The spine defects and facial deformities are often corrected by appropriate surgery. Children with micropenis should be treated with human chorionic testosterone and gonadotrophin hormone therapy. The patients should receive regular counseling so that they can overcome the physical defects to participate in social activities.

Robinow Syndrome Prognosis

The outcome is generally positive with proper and timely treatment. Over 80% of the children with the disorder have normal intelligence and can take part in normal daily activities. Surgical correction of the spinal abnormalities makes it possible for them to live a normal life.
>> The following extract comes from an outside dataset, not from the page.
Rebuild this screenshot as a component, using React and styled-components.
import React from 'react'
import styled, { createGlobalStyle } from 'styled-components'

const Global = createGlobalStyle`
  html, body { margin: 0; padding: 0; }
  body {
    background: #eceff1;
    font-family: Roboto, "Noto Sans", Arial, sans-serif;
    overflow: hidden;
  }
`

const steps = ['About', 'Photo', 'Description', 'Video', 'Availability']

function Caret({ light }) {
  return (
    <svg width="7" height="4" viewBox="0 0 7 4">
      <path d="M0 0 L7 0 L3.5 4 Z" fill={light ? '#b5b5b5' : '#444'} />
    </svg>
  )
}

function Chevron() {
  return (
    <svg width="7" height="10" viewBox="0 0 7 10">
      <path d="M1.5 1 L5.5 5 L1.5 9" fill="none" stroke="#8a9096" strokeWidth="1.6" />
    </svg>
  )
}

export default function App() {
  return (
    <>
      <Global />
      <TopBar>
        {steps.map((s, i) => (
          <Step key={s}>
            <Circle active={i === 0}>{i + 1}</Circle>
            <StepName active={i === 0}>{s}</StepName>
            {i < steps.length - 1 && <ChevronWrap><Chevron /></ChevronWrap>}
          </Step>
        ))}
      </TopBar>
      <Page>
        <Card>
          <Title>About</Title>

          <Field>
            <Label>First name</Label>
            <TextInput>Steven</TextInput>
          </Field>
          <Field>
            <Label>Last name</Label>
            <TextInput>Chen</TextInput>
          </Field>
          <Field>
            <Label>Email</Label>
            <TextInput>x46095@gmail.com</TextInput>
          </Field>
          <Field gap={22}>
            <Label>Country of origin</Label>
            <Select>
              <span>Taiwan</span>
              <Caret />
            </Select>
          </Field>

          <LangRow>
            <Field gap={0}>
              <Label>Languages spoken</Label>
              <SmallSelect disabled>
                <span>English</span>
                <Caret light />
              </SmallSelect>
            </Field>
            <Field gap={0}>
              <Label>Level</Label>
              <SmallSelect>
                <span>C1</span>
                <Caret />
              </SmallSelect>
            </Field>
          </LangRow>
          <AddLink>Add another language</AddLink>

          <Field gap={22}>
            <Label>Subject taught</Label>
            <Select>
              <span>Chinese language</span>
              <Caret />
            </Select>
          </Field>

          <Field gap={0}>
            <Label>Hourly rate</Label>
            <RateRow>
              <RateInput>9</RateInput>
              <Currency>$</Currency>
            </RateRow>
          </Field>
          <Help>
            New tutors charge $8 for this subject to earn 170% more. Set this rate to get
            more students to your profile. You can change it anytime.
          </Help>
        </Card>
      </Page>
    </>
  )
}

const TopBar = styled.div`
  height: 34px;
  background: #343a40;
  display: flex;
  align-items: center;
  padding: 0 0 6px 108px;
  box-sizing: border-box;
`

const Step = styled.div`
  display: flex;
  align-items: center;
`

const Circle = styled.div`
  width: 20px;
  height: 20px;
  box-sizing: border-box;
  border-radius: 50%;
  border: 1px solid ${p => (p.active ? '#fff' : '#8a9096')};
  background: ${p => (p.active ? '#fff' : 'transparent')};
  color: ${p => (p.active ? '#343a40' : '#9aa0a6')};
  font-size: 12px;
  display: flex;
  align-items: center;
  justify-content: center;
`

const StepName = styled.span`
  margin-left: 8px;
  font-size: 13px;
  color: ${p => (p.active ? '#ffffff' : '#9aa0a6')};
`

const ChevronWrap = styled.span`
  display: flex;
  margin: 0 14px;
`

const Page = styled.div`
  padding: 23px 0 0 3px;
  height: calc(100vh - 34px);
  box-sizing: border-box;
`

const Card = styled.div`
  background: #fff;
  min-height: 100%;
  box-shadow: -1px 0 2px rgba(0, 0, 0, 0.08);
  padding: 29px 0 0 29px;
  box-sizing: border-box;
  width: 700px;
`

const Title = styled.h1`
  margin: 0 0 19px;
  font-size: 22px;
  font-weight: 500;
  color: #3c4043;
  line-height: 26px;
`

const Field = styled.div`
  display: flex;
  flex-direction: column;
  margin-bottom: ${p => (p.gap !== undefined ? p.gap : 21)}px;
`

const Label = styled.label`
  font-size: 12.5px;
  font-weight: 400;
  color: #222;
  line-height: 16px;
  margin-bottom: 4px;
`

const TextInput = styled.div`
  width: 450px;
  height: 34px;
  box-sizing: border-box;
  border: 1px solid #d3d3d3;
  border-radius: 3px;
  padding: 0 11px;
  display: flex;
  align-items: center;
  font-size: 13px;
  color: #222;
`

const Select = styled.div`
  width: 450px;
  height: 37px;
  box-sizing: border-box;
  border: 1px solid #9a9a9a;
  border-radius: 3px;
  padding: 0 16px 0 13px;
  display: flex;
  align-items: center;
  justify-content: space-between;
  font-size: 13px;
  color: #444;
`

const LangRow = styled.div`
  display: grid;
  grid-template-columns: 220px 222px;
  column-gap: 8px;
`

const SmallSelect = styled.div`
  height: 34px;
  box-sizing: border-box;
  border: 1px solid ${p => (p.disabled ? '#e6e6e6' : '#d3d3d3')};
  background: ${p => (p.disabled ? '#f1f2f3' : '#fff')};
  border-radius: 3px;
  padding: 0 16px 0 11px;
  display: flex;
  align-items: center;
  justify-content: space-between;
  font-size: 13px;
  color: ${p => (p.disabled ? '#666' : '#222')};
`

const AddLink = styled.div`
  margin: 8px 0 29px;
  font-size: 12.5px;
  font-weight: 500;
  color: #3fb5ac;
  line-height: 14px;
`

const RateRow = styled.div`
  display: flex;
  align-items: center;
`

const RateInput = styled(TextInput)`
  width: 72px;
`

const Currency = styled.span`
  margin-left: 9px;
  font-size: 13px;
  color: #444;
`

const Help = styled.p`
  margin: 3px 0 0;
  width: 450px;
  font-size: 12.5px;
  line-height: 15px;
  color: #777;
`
Robinow Syndrome Life Expectancy

Children born with the recessive form of this hereditary disorder may die during infancy and early childhood. However, early diagnosis and prompt treatment can help them to have a long life span. Individuals suffering from the dominant type of this kind of dwarfism generally have a normal life expectancy.

Robinow Syndrome Prevention

It is not possible to prevent the genetic disorder in advance as the factors that trigger the gene mutations are not known. However, couples with a family history of the syndrome should consider genetic testing to check whether either of them is carrying the defective gene. It helps to find out the possibility of having a child with this condition and also makes it possible to start the treatment as early as possible.
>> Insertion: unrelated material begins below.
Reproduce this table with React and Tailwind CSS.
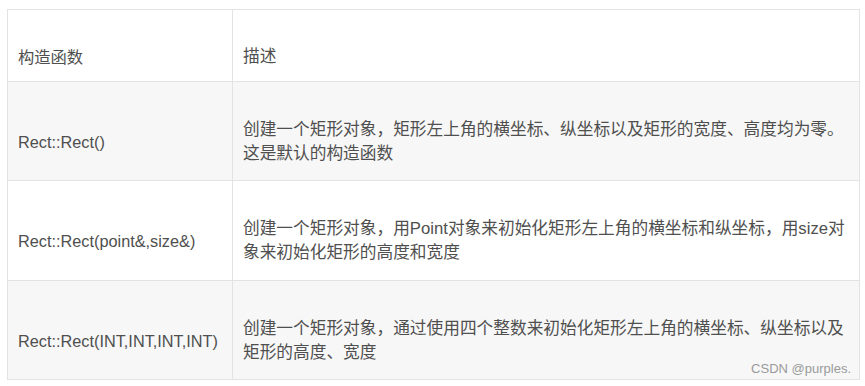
const rows = [
  {
    name: 'Rect::Rect()',
    desc: ['创建一个矩形对象，矩形左上角的横坐标、纵坐标以及矩形的宽度、高度均为零。', '这是默认的构造函数'],
    shaded: true,
  },
  {
    name: 'Rect::Rect(point&,size&)',
    desc: ['创建一个矩形对象，用Point对象来初始化矩形左上角的横坐标和纵坐标，用size对', '象来初始化矩形的高度和宽度'],
    shaded: false,
  },
  {
    name: 'Rect::Rect(INT,INT,INT,INT)',
    desc: ['创建一个矩形对象，通过使用四个整数来初始化矩形左上角的横坐标、纵坐标以及', '矩形的高度、宽度'],
    shaded: true,
  },
];

export default function App() {
  return (
    <div className="relative w-[865px] h-[386px] bg-white font-['Liberation_Sans','Noto_Sans_CJK_SC',sans-serif] text-[#4f4f4f]">
      <div className="absolute left-0 top-0 pl-[7px] pt-[9px]">
        <div className="grid grid-cols-[225px_627px] border-l border-t border-[#e3e3e3] w-[853px]">
          <div className="h-[72px] border-r border-b border-[#e3e3e3] flex items-center pt-[22px] pl-[10px] text-[16.3px] leading-[24px]">
            构造函数
          </div>
          <div className="h-[72px] border-r border-b border-[#e3e3e3] flex items-center pt-[22px] pl-[10px] text-[16.7px] leading-[24px]">
            描述
          </div>
          {rows.map((row, i) => (
            <Row key={i} row={row} tall={i === 1} />
          ))}
        </div>
      </div>
      <div className="absolute right-[14px] top-[359px] text-[13px] text-[#9a9a9a] font-['Liberation_Sans',sans-serif]">
        CSDN @purples.
      </div>
    </div>
  );
}

function Row({ row, tall }) {
  const bg = row.shaded ? 'bg-[#f7f7f7]' : 'bg-white';
  const h = tall ? 'h-[100px]' : 'h-[99px]';
  return (
    <>
      <div className={`${h} ${bg} border-r border-b border-[#e3e3e3] flex items-center pt-[21px] pl-[10px] text-[16.3px] leading-[24px] whitespace-nowrap`}>
        {row.name}
      </div>
      <div className={`${h} ${bg} border-r border-b border-[#e3e3e3] flex flex-col justify-center pt-[21px] pl-[10px] text-[16.7px] leading-[24px]`}>
        {row.desc.map((line, j) => (
          <span key={j} className="block whitespace-nowrap">
            {line}
          </span>
        ))}
      </div>
    </>
  );
}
Robinow Syndrome Support Groups

Various foundations and support groups have come into existence to spread awareness about this rare condition. These include:

Image of Robinow Syndrome

Picture 2 – Robinow Syndrome Image

Human Growth Foundation

997 Glen Cove Avenue

Suite 5

Glen Head, New York 11545

Fax: (516)671-4055

Tel: (516)671-4041

Email: hgf1@hgfound.org

Website: http://www.hgfound.org/

Children’s Craniofacial Association

13140 Coit Road

Suite 517

Dallas, Texas 75240

United States of America

Tel: (800)535-3643

Fax: (214)570-8811

Email: contactCCA@ccakids.com

Website: http://www.ccakids.com

Craniofacial Foundation of America

975 East Third Street

Chattanooga, Tennessee 37403

Fax: (423)778-8172

Tel: (423)778-9176

Email: terry.smyth@erlanger.org

Website: http://www.craniofacialfoundation.org

 

As aforesaid, Robinow Syndrome is an inherited disorder without any cure. However, proper treatment and therapy make it possible for the patients to lead a long life. Family support is very important for the patients in order to live a normal social life despite the physical deformities resulting from this syndrome.